Thanks to Aaron-Andrew Bruhl, Bill Eskridge, Abbe Gluck, Lilai Guo, Kristin Hickman, Claire Hill, Dongyeop Kang, Michael Livermore, Stephen Mouritsen, Julian Nyarko, Arden Rowell, Brian Slocum, Larry Solum, Jed Stiglitz, and the participants in the Harvard/Stanford/Yale Junior Faculty Forum, the Junior Faculty Forum for Law and STEM, the Cornell Law School Faculty Workshop, the University of Virginia School of Law Faculty Workshop, the University of Minnesota Faculty Squaretable, the University of Minnesota Public Law Workshop, the Online Workshop for the Computational Analysis of Law, the Singapore Management University Conference on Computational Legal Studies, the Conference on Empirical Legal Studies, the University of Illinois College of Law Faculty Workshop, the Max Planck Institute Law and Economics Seminar, the American Law and Economics Association Annual Meeting, the Association of American Law Schools Annual Meeting, and the Georgetown Legislation Roundtable, for their helpful comments. Thanks to David Lamb, Jay Kim, and Chad Nowlan for outstanding research assistance. Thanks to the outstanding editors at the University of Chicago Law Review for their careful work.
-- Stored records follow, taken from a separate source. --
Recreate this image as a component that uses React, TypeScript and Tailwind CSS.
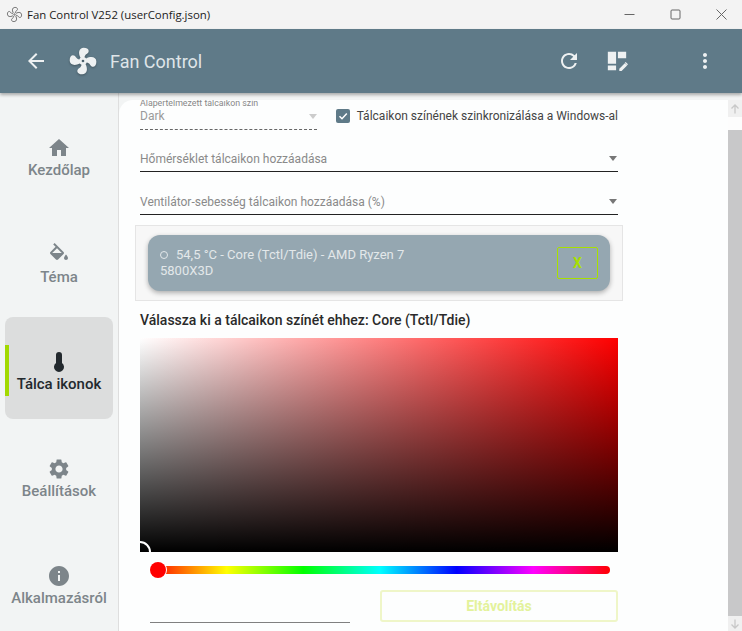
import React from 'react';
import { MdArrowBack, MdHome, MdInfo, MdMoreVert, MdRefresh, MdSettings } from 'react-icons/md';

const FAN_PATH =
  'M12,11A1,1 0 0,0 11,12A1,1 0 0,0 12,13A1,1 0 0,0 13,12A1,1 0 0,0 12,11M12.5,2C17,2 17.11,5.57 14.75,6.75C13.76,7.24 13.32,8.29 13.13,9.22C13.61,9.42 14.03,9.73 14.35,10.13C18.05,8.13 22.03,8.92 22.03,12.5C22.03,17 18.46,17.1 17.28,14.73C16.78,13.74 15.72,13.3 14.79,13.11C14.59,13.59 14.28,14 13.88,14.34C15.87,18.03 15.08,22 11.5,22C7,22 6.91,18.42 9.27,17.24C10.25,16.75 10.69,15.71 10.89,14.79C10.4,14.59 9.97,14.27 9.65,13.87C5.96,15.85 2,15.07 2,11.5C2,7 5.56,6.89 6.74,9.26C7.24,10.25 8.29,10.68 9.22,10.87C9.41,10.39 9.73,9.97 10.14,9.65C8.15,5.96 8.94,2 12.5,2Z';

function ThermoIcon({ className }: { className?: string }) {
  return (
    <svg viewBox="0 0 24 24" className={className} fill="currentColor">
      <path d="M15 13V5a3 3 0 0 0-6 0v8a5 5 0 1 0 6 0z" />
    </svg>
  );
}

function BucketIcon({ className }: { className?: string }) {
  return (
    <svg viewBox="0 0 24 24" className={className} fill="currentColor">
      <path d="M16.56 8.94L7.62 0 6.21 1.41l2.38 2.38-5.15 5.15c-.59.59-.59 1.54 0 2.12l5.5 5.5c.29.29.68.44 1.06.44s.77-.15 1.06-.44l5.5-5.5c.59-.58.59-1.53 0-2.12zM5.21 10L10 5.21 14.79 10H5.21zM19 11.5s-2 2.17-2 3.5c0 1.1.9 2 2 2s2-.9 2-2c0-1.33-2-3.5-2-3.5z" />
    </svg>
  );
}

function TitleBar() {
  return (
    <div className="h-[29px] shrink-0 bg-[#f3f3f3] flex items-center text-[#1c1c1c]">
      <svg viewBox="0 0 24 24" className="w-[17px] h-[17px] ml-[6px] text-[#666]" fill="none" stroke="currentColor" strokeWidth="1.3">
        <path d={FAN_PATH} />
      </svg>
      <span className="ml-[4px] text-[11.4px] font-['Open_Sans',sans-serif]">Fan Control V252 (userConfig.json)</span>
      <div className="ml-auto flex items-center gap-[35px] pr-[15px] text-[#666]">
        <svg width="11" height="11" viewBox="0 0 11 11"><path d="M0.5 5.5H10.5" stroke="currentColor" /></svg>
        <svg width="11" height="11" viewBox="0 0 11 11" fill="none"><rect x="1" y="1" width="9" height="9" rx="1" stroke="currentColor" /></svg>
        <svg width="11" height="11" viewBox="0 0 11 11"><path d="M0.5 0.5L10.5 10.5M10.5 0.5L0.5 10.5" stroke="currentColor" /></svg>
      </div>
    </div>
  );
}

function Header() {
  return (
    <div className="relative z-10 h-[64px] shrink-0 bg-[#5f7a88] shadow-[0_2px_3px_rgba(0,0,0,0.3)] flex items-center text-[#eef1f2]">
      <MdArrowBack className="w-[24px] h-[24px] ml-[24px]" />
      <svg viewBox="0 0 24 24" className="w-[32px] h-[32px] ml-[19px] drop-shadow-[0_1px_1px_rgba(0,0,0,0.3)]" fill="currentColor">
        <path d={FAN_PATH} />
      </svg>
      <span className="ml-[11px] text-[18px] text-[#dfe5e8]">Fan Control</span>
      <div className="ml-auto flex items-center">
        <MdRefresh className="w-[24px] h-[24px]" />
        <svg viewBox="0 0 24 24" className="w-[22px] h-[22px] ml-[25px]" fill="currentColor">
          <path d="M2 2h9v13H2zM13 2h9v7h-9zM2 17h9v5H2zM14.5 20.5v2.5H17l6-6-2.5-2.5zM21.5 13l2.5 2.5-1 1-2.5-2.5z" />
        </svg>
        <MdMoreVert className="w-[24px] h-[24px] ml-[65px] mr-[25px]" />
      </div>
    </div>
  );
}

const NAV = [
  { label: 'Kezdőlap', icon: <MdHome className="w-[24px] h-[24px]" /> },
  { label: 'Téma', icon: <BucketIcon className="w-[24px] h-[24px]" /> },
  { label: 'Tálca ikonok', icon: <ThermoIcon className="w-[24px] h-[24px]" />, active: true },
  { label: 'Beállítások', icon: <MdSettings className="w-[24px] h-[24px]" /> },
  { label: 'Alkalmazásról', icon: <MdInfo className="w-[24px] h-[24px]" /> },
];

function Sidebar() {
  return (
    <div className="w-[119px] shrink-0 border-r border-[#dedede] pt-[10px] pl-[5px] pr-[5px] flex flex-col gap-[5px]">
      {NAV.map((item) => (
        <div
          key={item.label}
          className={`relative h-[102px] shrink-0 rounded-lg flex flex-col items-center justify-center pt-[7px] font-medium text-[15px] leading-[18px] whitespace-nowrap ${
            item.active ? 'bg-[#dcdddd] text-[#23292e]' : 'text-[#7d858a]'
          }`}
        >
          {item.active && <div className="absolute left-0 top-[28px] w-[4px] h-[51px] bg-[#a2d900]" />}
          {item.icon}
          <span className="mt-[1px]">{item.label}</span>
        </div>
      ))}
    </div>
  );
}

function Dropdown({ label }: { label: string }) {
  return (
    <div className="h-[25px] flex items-center justify-between border-b border-[#222] pb-[2px] text-[12px] text-[#8a8a8a]">
      <span className="mt-[2px]">{label}</span>
      <span className="w-0 h-0 border-x-[4px] border-x-transparent border-t-[5px] border-t-[#777] mr-[1px]" />
    </div>
  );
}

function Scrollbar() {
  return (
    <div className="w-[14px] shrink-0 flex flex-col bg-[#fdfdfd]">
      <div className="h-[17px] bg-[#f0f0f0] flex items-center justify-center text-[#c8c8c8]">
        <svg width="10" height="10" viewBox="0 0 10 10" fill="none" stroke="currentColor" strokeWidth="1.3"><path d="M5 9.5V1M1.5 4.5L5 1l3.5 3.5" /></svg>
      </div>
      <div className="h-[13px]" />
      <div className="flex-1 bg-[#c8c8c9]" />
      <div className="h-[15px] bg-[#f0f0f0] flex items-center justify-center text-[#c8c8c8]">
        <svg width="10" height="10" viewBox="0 0 10 10" fill="none" stroke="currentColor" strokeWidth="1.3"><path d="M5 0.5V9M1.5 5.5L5 9l3.5-3.5" /></svg>
      </div>
    </div>
  );
}

function Content() {
  return (
    <div className="flex-1 min-w-0 bg-[#fdfefe] rounded-tl-[14px] flex overflow-hidden mt-[7px]">
      <div className="flex-1 min-w-0 pl-[21px] pr-[110px] w-[609px]">
        {/* theme row */}
        <div className="w-[478px] h-[29px] flex">
          <div className="w-[177px] shrink-0 h-[30px] border-b border-dashed border-[#666] relative">
            <div className="text-[8.8px] leading-[7px] text-[#888] whitespace-nowrap">Alapertelmezett tálcaikon szín</div>
            <div className="flex items-center justify-between text-[12px] leading-[16px] text-[#9a9a9a] mt-[1px]">
              <span>Dark</span>
              <span className="w-0 h-0 border-x-[4px] border-x-transparent border-t-[5px] border-t-[#ccc]" />
            </div>
          </div>
          <div className="ml-[19px] mt-[9px] w-[14px] h-[14px] rounded-[2px] bg-[#5f7a88] flex items-center justify-center">
            <svg width="12" height="12" viewBox="0 0 12 12" fill="none" stroke="#fff" strokeWidth="1.5"><path d="M2.5 6.2L5 8.7 9.8 3.5" /></svg>
          </div>
          <span className="ml-[7px] mt-[8px] text-[12px] leading-[16px] text-[#444] whitespace-nowrap">Tálcaikon színének szinkronizálása a Windows-al</span>
        </div>

        <div className="w-[478px] mt-[18px]"><Dropdown label="Hőmérséklet tálcaikon hozzáadása" /></div>
        <div className="w-[478px] mt-[18px]"><Dropdown label="Ventilátor-sebesség tálcaikon hozzáadása (%)" /></div>

        {/* selected sensor */}
        <div className="-ml-[5px] w-[488px] h-[76px] mt-[10px] bg-[#f7f7f7] border border-[#e5e5e5] px-[12px] pt-[9px]">
          <div className="h-[56px] rounded-xl bg-[#95a7b1] shadow-[0_2px_5px_rgba(0,0,0,0.3)] flex items-center justify-between pl-[12px] pr-[12px]">
            <div className="w-[262px] text-[13px] leading-[16px] text-[#e3e8ea]">
              <span className="inline-block w-[8px] h-[8px] rounded-full border border-[#e3e8ea] mr-[8px]" />
              54,5 °C - Core (Tctl/Tdie) - AMD Ryzen 7 5800X3D
            </div>
            <div className="w-[41px] h-[32px] border border-[#a8e000] rounded-[2px] flex items-center justify-center text-[14px] font-bold text-[#a8e000]">X</div>
          </div>
        </div>

        <div className="w-[478px] mt-[11px] text-[14px] leading-[16px] font-medium text-[#2a2a2a] whitespace-nowrap">Válassza ki a tálcaikon színét ehhez: Core (Tctl/Tdie)</div>

        {/* colour picker */}
        <div className="relative w-[478px] h-[214px] mt-[10px] overflow-hidden bg-[linear-gradient(to_top,#000,transparent),linear-gradient(to_right,#fff,#f00)]">
          <div className="absolute left-[-11px] bottom-[-11px] w-[22px] h-[22px] rounded-full border-2 border-white" />
        </div>

        <div className="relative w-[460px] ml-[10px] h-[8px] mt-[14px] rounded-r-full bg-[linear-gradient(to_right,#f00,#ff0,#0f0,#0ff,#00f,#f0f,#f00)]">
          <div className="absolute left-0 top-[-4px] w-[16px] h-[16px] rounded-full bg-[#ff0000] ring-1 ring-white" />
        </div>

        <div className="w-[478px] flex items-start mt-[16px]">
          <div className="ml-[10px] w-[200px] h-[33px] border-b border-[#808080]" />
          <div className="ml-[30px] w-[238px] h-[32px] rounded-[3px] border-2 border-[#eff6c8] flex items-center justify-center text-[14px] font-bold text-[#e3f29b]">Eltávolítás</div>
        </div>
      </div>
      <Scrollbar />
    </div>
  );
}

export default function App() {
  return (
    <div className="w-[742px] h-[631px] overflow-hidden flex flex-col bg-[#f2f4f4] font-['Roboto',sans-serif]">
      <TitleBar />
      <Header />
      <div className="flex-1 min-h-0 flex">
        <Sidebar />
        <Content />
      </div>
    </div>
  );
}
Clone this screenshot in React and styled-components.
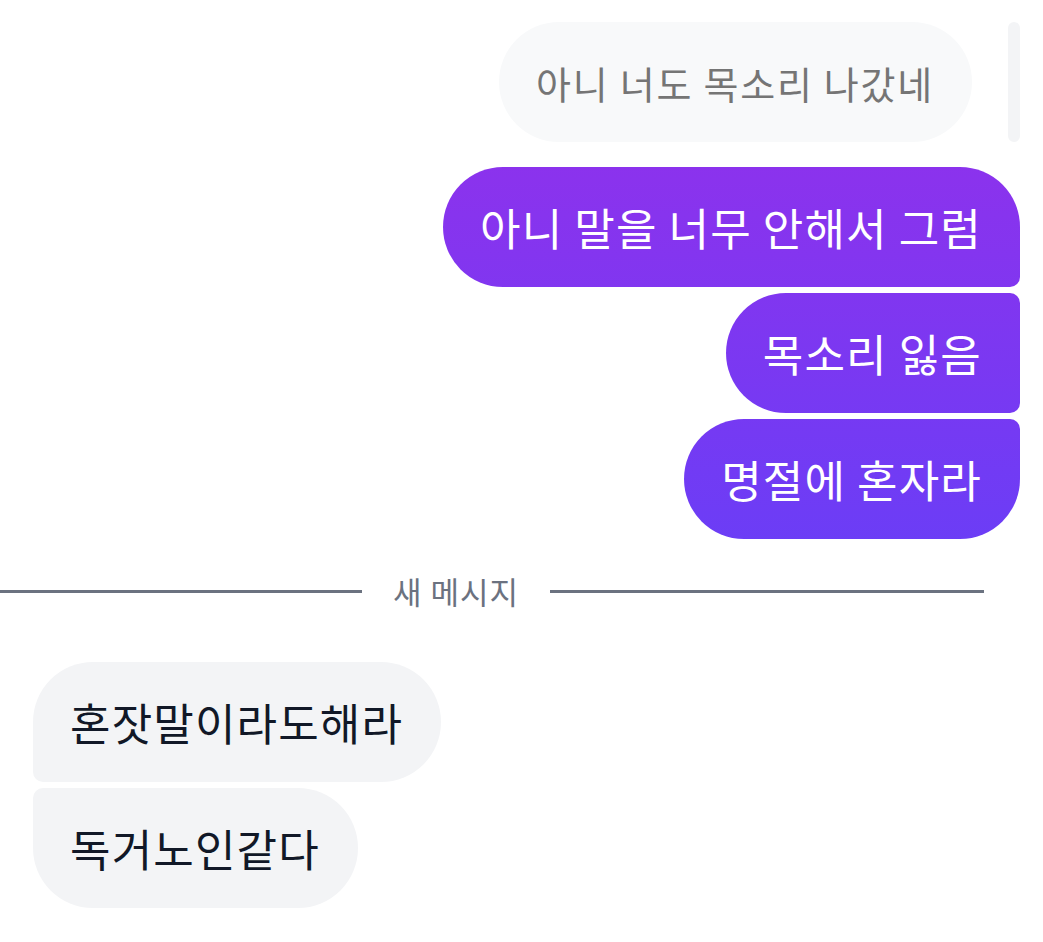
import React from "react";
import styled, { createGlobalStyle, css } from "styled-components";

const Global = createGlobalStyle`
  html, body { margin: 0; padding: 0; background: #ffffff; }
  body { font-family: "Noto Sans CJK KR", "Noto Sans", sans-serif; }
`;

const Page = styled.div`
  width: 1043px;
  height: 942px;
  box-sizing: border-box;
  padding: 22px 23px 0 33px;
  display: flex;
  flex-direction: column;
  overflow: hidden;
`;

const ReplyRow = styled.div`
  display: flex;
  justify-content: flex-end;
  align-items: stretch;
  gap: 36px;
`;

const QuoteBar = styled.div`
  width: 12px;
  border-radius: 6px;
  background: #f3f4f6;
`;

const Group = styled.div`
  display: flex;
  flex-direction: column;
  align-items: ${(p) => (p.$mine ? "flex-end" : "flex-start")};
  gap: 6px;
  margin-top: ${(p) => p.$top || 0}px;
`;

const big = 60;
const small = 10;

const radius = (mine, pos) => {
  if (mine) {
    const tr = pos === "first" || pos === "single" ? big : small;
    const br = pos === "last" || pos === "single" ? big : small;
    return `${big}px ${tr}px ${br}px ${big}px`;
  }
  const tl = pos === "first" || pos === "single" ? big : small;
  const bl = pos === "last" || pos === "single" ? big : small;
  return `${tl}px ${big}px ${big}px ${bl}px`;
};

const Bubble = styled.div`
  box-sizing: border-box;
  height: 120px;
  display: flex;
  align-items: center;
  padding: 0 38px 0 37px;
  white-space: nowrap;
  font-size: 44px;
  letter-spacing: 1.15px;
  line-height: 60px;
  border-radius: ${(p) => radius(p.$mine, p.$pos)};
  ${(p) =>
    p.$mine
      ? css`
          color: #ffffff;
          background: linear-gradient(180deg, #992ee9 0px, #4a48ff 942px);
          background-attachment: fixed;
        `
      : css`
          color: #111827;
          background: #f3f4f6;
        `}
`;

const QuoteBubble = styled.div`
  box-sizing: border-box;
  height: 120px;
  display: flex;
  align-items: center;
  padding: 0 38px 0 37px;
  border-radius: 60px;
  background: #f8f9fa;
  color: #757575;
  font-size: 38px;
  letter-spacing: 1.75px;
  white-space: nowrap;
`;

const Divider = styled.div`
  display: grid;
  grid-template-columns: 362px auto 1fr;
  align-items: center;
  column-gap: 31px;
  margin: 32px 36px 0 -33px;
  height: 40px;
`;

const Line = styled.div`
  height: 3px;
  background: #6b7280;
`;

const DividerText = styled.span`
  font-size: 31px;
  letter-spacing: 1px;
  color: #6b7280;
  line-height: 40px;
  white-space: nowrap;
`;

const mine = ["아니 말을 너무 안해서 그럼", "목소리 잃음", "명절에 혼자라"];
const theirs = ["혼잣말이라도해라", "독거노인같다"];

const pos = (i, n) => (n === 1 ? "single" : i === 0 ? "first" : i === n - 1 ? "last" : "mid");

export default function App() {
  return (
    <>
      <Global />
      <Page>
        <ReplyRow>
          <QuoteBubble>아니 너도 목소리 나갔네</QuoteBubble>
          <QuoteBar />
        </ReplyRow>
        <Group $mine $top={25}>
          {mine.map((t, i) => (
            <Bubble key={t} $mine $pos={pos(i, mine.length)}>
              {t}
            </Bubble>
          ))}
        </Group>
        <Divider>
          <Line />
          <DividerText>새 메시지</DividerText>
          <Line />
        </Divider>
        <Group $top={51}>
          {theirs.map((t, i) => (
            <Bubble key={t} $pos={pos(i, theirs.length)}>
              {t}
            </Bubble>
          ))}
        </Group>
      </Page>
    </>
  );
}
Legal cases often turn on judgments of textual clarity: when the text is unclear, judges allow extrinsic evidence in contract disputes, consult legislative history in statutory interpretation, and more. Despite this, almost no empirical work considers the nature or prevalence of legal clarity. Scholars and judges who study real-world documents to inform the interpretation of legal text primarily treat unclear text as a research problem to be solved with more data rather than a fundamental feature of language. This Article makes both theoretical and empirical contributions to the legal concept of textual clarity. It first advances a theory of clarity that distinguishes between information and determinacy. A judge might find text unclear because she personally lacks sufficient information to decide which interpretation is best; alternatively, she might find it unclear because the text itself is fundamentally indeterminate. Fundamental linguistic indeterminacy explains ongoing interpretive debates and limits the potential for text-focused methods (including corpus linguistics) to decide cases. With this theoretical background, the Article then proposes a new method to algorithmically evaluate textual clarity. Applying techniques from natural language processing and artificial intelligence that measure the semantic similarity between words, we can shed valuable new light on questions of legal interpretation. This Article finds that text is frequently indeterminate in real-world legal cases. Moreover, estimates of similarity vary substantially from corpus to corpus, even for large and reputable corpora. This suggests that word use is highly corpus-specific and that meaning can vary even between general-purpose corpora that theoretically capture ordinary meaning. These empirical findings have important implications for ongoing doctrinal debates, suggesting that text is less clear and objective than many textualists believe. Ultimately, the Article offers new insights both to theorists considering the role of legal text and to empiricists seeking to understand how text is used in the real world.